## What you are asked to do
Find every line in the records below that holds the word "this" and copy it.

## Record list
........

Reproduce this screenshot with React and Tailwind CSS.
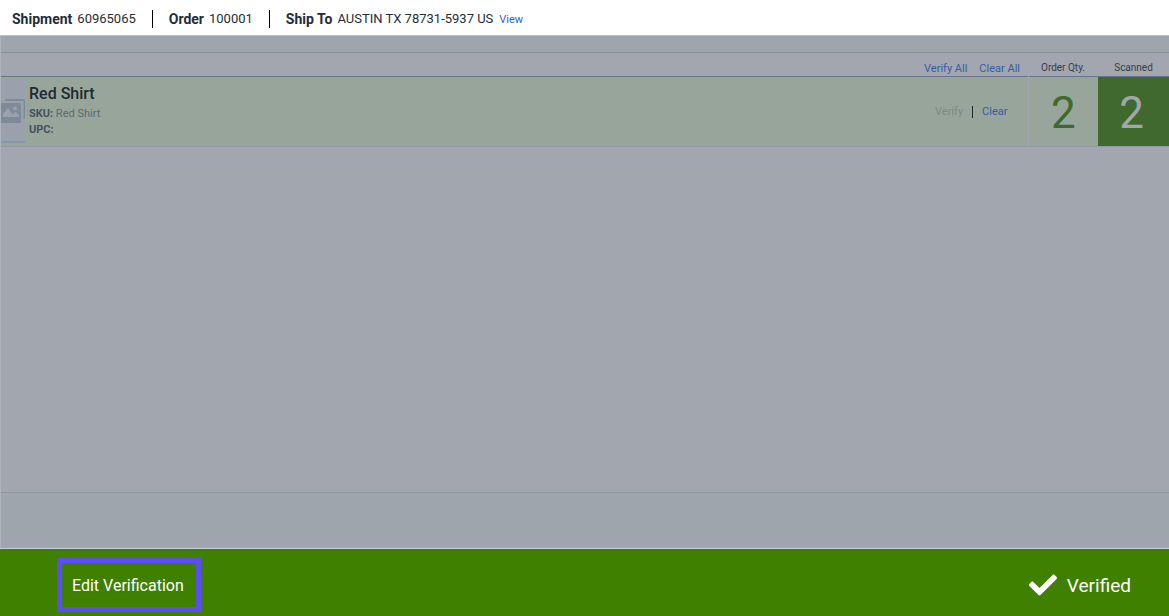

........

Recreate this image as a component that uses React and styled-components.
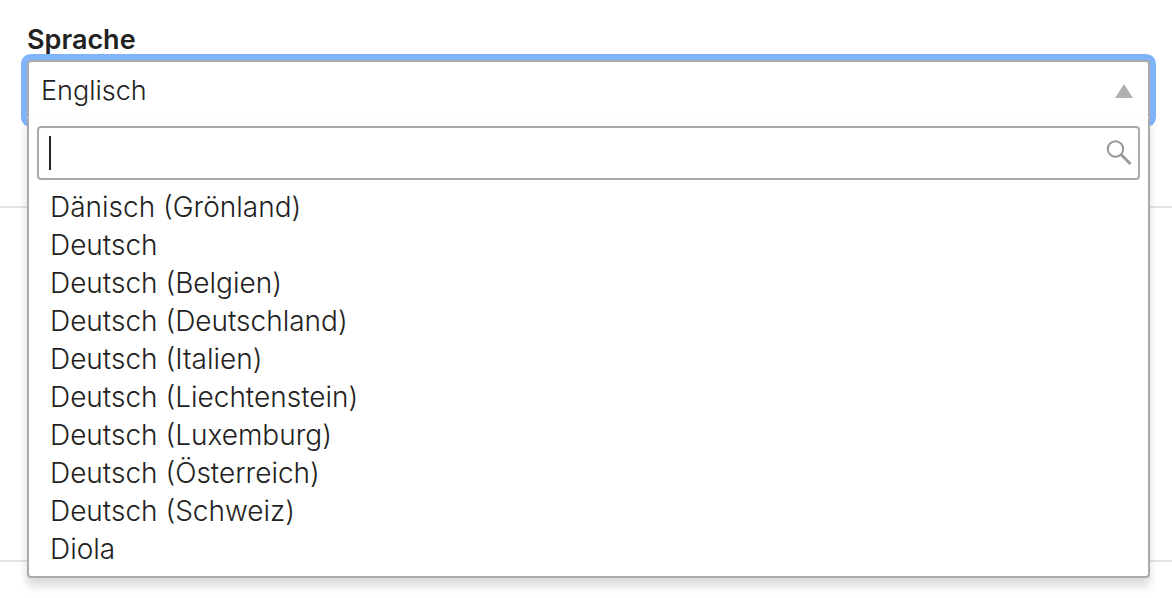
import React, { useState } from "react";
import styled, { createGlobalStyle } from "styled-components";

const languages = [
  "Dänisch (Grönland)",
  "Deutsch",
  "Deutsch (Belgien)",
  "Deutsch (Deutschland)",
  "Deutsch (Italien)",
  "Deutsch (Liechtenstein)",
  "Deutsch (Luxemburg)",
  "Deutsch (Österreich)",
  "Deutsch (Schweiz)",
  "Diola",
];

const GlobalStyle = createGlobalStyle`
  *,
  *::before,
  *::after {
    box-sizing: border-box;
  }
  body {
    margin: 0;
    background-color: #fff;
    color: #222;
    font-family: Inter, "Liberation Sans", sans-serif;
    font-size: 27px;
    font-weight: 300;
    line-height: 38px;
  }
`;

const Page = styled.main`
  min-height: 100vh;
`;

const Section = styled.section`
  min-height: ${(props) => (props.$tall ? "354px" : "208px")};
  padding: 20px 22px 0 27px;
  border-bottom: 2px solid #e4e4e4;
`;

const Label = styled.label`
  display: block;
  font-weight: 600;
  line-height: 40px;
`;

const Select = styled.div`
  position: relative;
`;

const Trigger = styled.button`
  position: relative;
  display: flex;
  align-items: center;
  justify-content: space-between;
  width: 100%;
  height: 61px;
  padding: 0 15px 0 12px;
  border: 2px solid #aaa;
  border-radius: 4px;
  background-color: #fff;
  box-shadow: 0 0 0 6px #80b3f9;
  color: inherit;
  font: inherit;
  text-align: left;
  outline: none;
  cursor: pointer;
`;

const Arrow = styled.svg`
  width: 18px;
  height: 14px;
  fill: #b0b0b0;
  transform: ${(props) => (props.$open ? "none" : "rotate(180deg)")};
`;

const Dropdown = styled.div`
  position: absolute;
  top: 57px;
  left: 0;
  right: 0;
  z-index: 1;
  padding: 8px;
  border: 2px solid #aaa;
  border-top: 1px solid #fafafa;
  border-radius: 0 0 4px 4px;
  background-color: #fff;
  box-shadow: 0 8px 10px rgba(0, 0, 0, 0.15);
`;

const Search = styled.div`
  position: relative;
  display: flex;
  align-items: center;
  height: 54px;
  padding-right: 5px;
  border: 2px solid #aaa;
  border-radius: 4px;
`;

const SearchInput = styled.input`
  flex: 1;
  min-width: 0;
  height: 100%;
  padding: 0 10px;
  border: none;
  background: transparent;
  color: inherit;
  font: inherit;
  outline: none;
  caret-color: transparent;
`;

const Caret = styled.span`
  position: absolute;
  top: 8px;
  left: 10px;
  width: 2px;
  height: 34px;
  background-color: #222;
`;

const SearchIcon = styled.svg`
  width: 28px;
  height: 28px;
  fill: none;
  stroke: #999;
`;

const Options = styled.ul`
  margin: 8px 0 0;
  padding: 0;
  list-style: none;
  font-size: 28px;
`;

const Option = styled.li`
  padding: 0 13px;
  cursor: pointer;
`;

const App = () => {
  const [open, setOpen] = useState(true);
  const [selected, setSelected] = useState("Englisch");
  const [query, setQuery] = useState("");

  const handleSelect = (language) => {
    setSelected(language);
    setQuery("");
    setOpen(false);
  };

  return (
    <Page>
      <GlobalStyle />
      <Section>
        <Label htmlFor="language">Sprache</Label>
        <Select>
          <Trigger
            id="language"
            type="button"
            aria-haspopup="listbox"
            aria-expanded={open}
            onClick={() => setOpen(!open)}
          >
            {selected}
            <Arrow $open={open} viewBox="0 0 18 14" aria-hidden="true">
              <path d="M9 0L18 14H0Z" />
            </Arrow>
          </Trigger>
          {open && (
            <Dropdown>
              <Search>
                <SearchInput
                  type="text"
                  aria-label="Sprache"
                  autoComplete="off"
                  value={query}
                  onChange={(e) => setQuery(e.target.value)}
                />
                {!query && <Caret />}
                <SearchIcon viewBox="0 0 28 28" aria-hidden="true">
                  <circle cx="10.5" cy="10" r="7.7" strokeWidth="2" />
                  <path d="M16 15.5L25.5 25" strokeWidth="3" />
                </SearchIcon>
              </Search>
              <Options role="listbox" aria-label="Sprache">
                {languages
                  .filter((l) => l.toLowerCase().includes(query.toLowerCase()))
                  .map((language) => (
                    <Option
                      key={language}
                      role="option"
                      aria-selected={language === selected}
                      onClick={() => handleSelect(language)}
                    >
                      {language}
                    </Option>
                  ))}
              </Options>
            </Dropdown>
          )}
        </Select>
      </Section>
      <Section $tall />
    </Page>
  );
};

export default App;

........

## Correct result
Reproduce this screenshot with React and Tailwind CSS.
Recreate this image as a component that uses React and styled-components.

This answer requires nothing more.